Pastors who spend all of their time in secular thought, and very little time in prayer will have a speech that reflects that. The pulpit today is no longer the place where we hear from God, it is now where we hear from men, and often in coarse and vulgar ways. Our speech is coarse because our heart is coarse, which is because we spend too little time with the Lord, and too much time being 'creative' or ensuring that we are relevant, or any of the other activities that passes for pastoring in our day.

What should we do? Here are a couple of suggestions. These are not exhaustive, but simply a start.

1. Spend less time with the magazines, papers, Internet and TV remote. Stop trying to be relevant and be clay in the Potter's Hands. This does not mean that we become illiterate about current events, it is vital to be informed, but we should not be SO consumed with current events that we forget THE event that happened on a hill in Jerusalem several thousand years ago.
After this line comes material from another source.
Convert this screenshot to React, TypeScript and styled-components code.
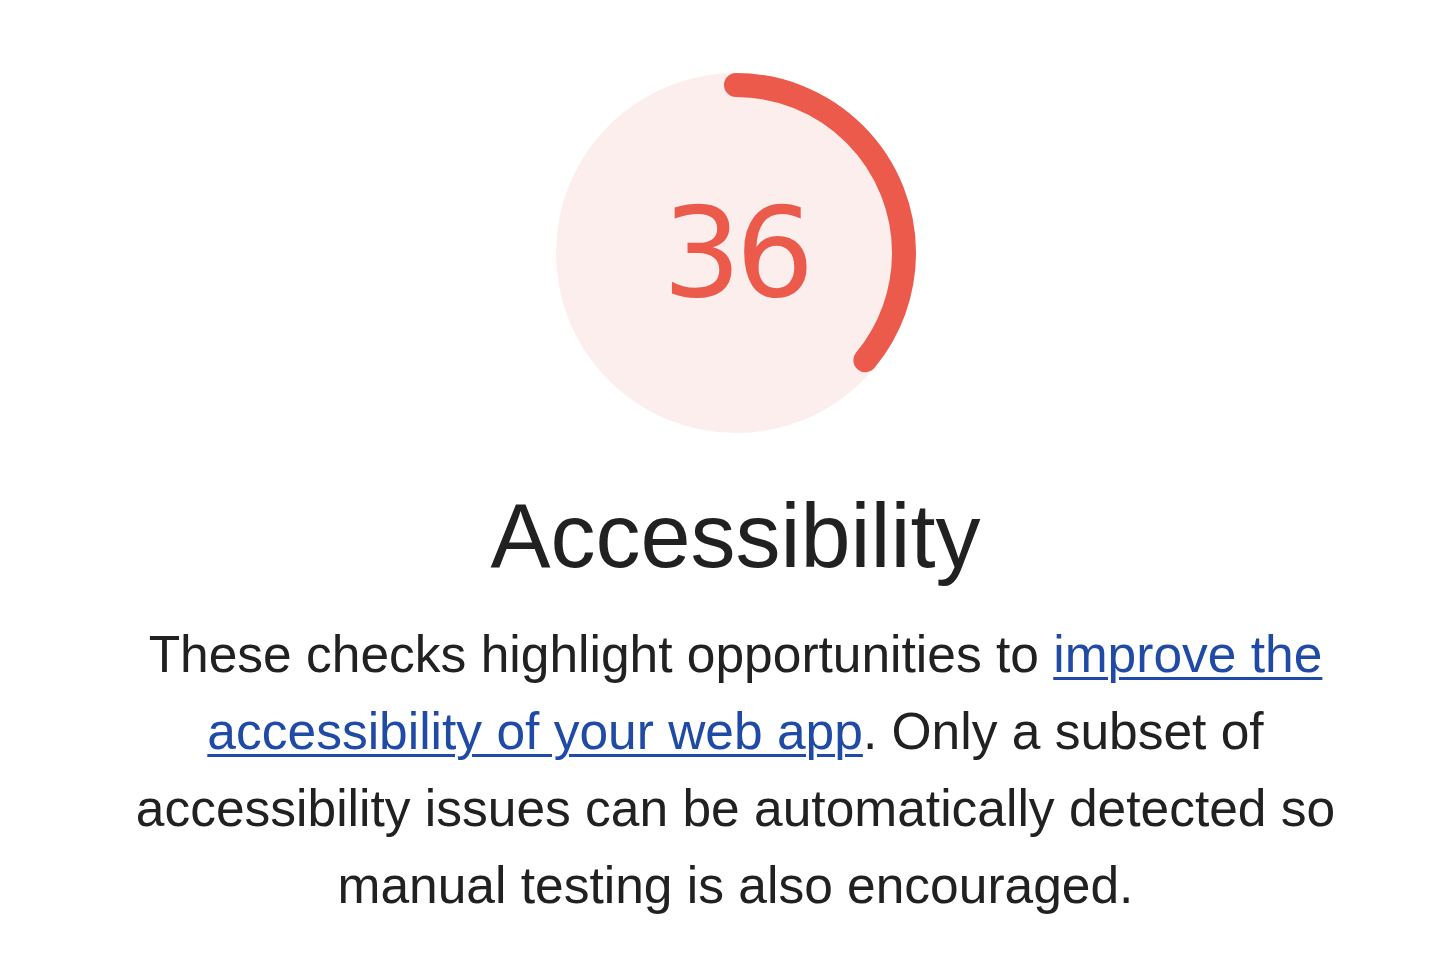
import React from "react";
import styled, { createGlobalStyle } from "styled-components";

const GlobalStyle = createGlobalStyle`
  body {
    margin: 0;
    background: #ffffff;
    font-family: "Liberation Sans", Arial, sans-serif;
  }
`;

const Page = styled.div`
  display: flex;
  flex-direction: column;
  align-items: center;
  padding: 73px 0 0 31px;
`;

const GaugeWrap = styled.div`
  position: relative;
  width: 360px;
  height: 360px;
`;

const GaugeValue = styled.div`
  position: absolute;
  inset: 0;
  display: flex;
  align-items: center;
  justify-content: center;
  font-family: "DejaVu Sans", Verdana, sans-serif;
  font-size: 124px;
  letter-spacing: -6px;
  line-height: 1;
  color: #eb5a4a;
  padding: 0;
`;

const Title = styled.h1`
  margin: 58px 0 0;
  font-size: 90px;
  font-weight: 400;
  line-height: 1;
  color: #212121;
`;

const Description = styled.p`
  margin: 35px 0 0;
  max-width: 1300px;
  text-align: center;
  font-size: 51.5px;
  line-height: 77px;
  color: #212121;
`;

const Link = styled.a`
  color: #1f4ba6;
  text-decoration: underline;
  text-decoration-thickness: 3px;
  text-underline-offset: 5px;
`;

interface GaugeProps {
  score: number;
}

const Gauge: React.FC<GaugeProps> = ({ score }) => {
  const r = 168;
  const circ = 2 * Math.PI * r;
  const len = (score / 100) * circ;
  return (
    <GaugeWrap>
      <svg width="360" height="360" viewBox="0 0 360 360">
        <circle cx="180" cy="180" r="180" fill="#fceeec" />
        <circle
          cx="180"
          cy="180"
          r={r}
          fill="none"
          stroke="#eb5a4a"
          strokeWidth="24"
          strokeLinecap="round"
          strokeDasharray={`${len} ${circ}`}
          transform="rotate(-90 180 180)"
        />
      </svg>
      <GaugeValue>{score}</GaugeValue>
    </GaugeWrap>
  );
};

const App: React.FC = () => {
  return (
    <>
      <GlobalStyle />
      <Page>
        <Gauge score={36} />
        <Title>Accessibility</Title>
        <Description>
          These checks highlight opportunities to{" "}
          <Link href="#">improve the accessibility of your web app</Link>. Only
          a subset of accessibility issues can be automatically detected so
          manual testing is also encouraged.
        </Description>
      </Page>
    </>
  );
};

export default App;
The relevance we bring is not to preach about a hurricane and its theological meaning, but Christ and Him crucified!

2. Get on our knees and ask the Lord to remove the pride, covetousness, and other filth from our hearts and renew them. We need to be broken before the Lord!

2. Stop worrying about our reputation, and start thinking and praying about what our Lord and Master has directed us to be doing.

3. Get into the Bible and read through the Psalms. What a devotional the Psalms are. Then, get into the Hymnal and read through the Hymns of our faith.

4. Get with other brothers who will make you accountable, and give them the authority to do so. Part of the problem is that many pastors have opted for a bad ecclesiology, which renders them the virtual despot of the church (or worse yet, the CEO). This does not give a plurality of leadership which is so badly needed in a day when accountability is at an all time low in the pastoral ranks.

I believe that what we read, view, listen to, and say, affects our congregations more than we realize, and while we will always say something that we regret, we need to be diligent to watch our lives, and our words.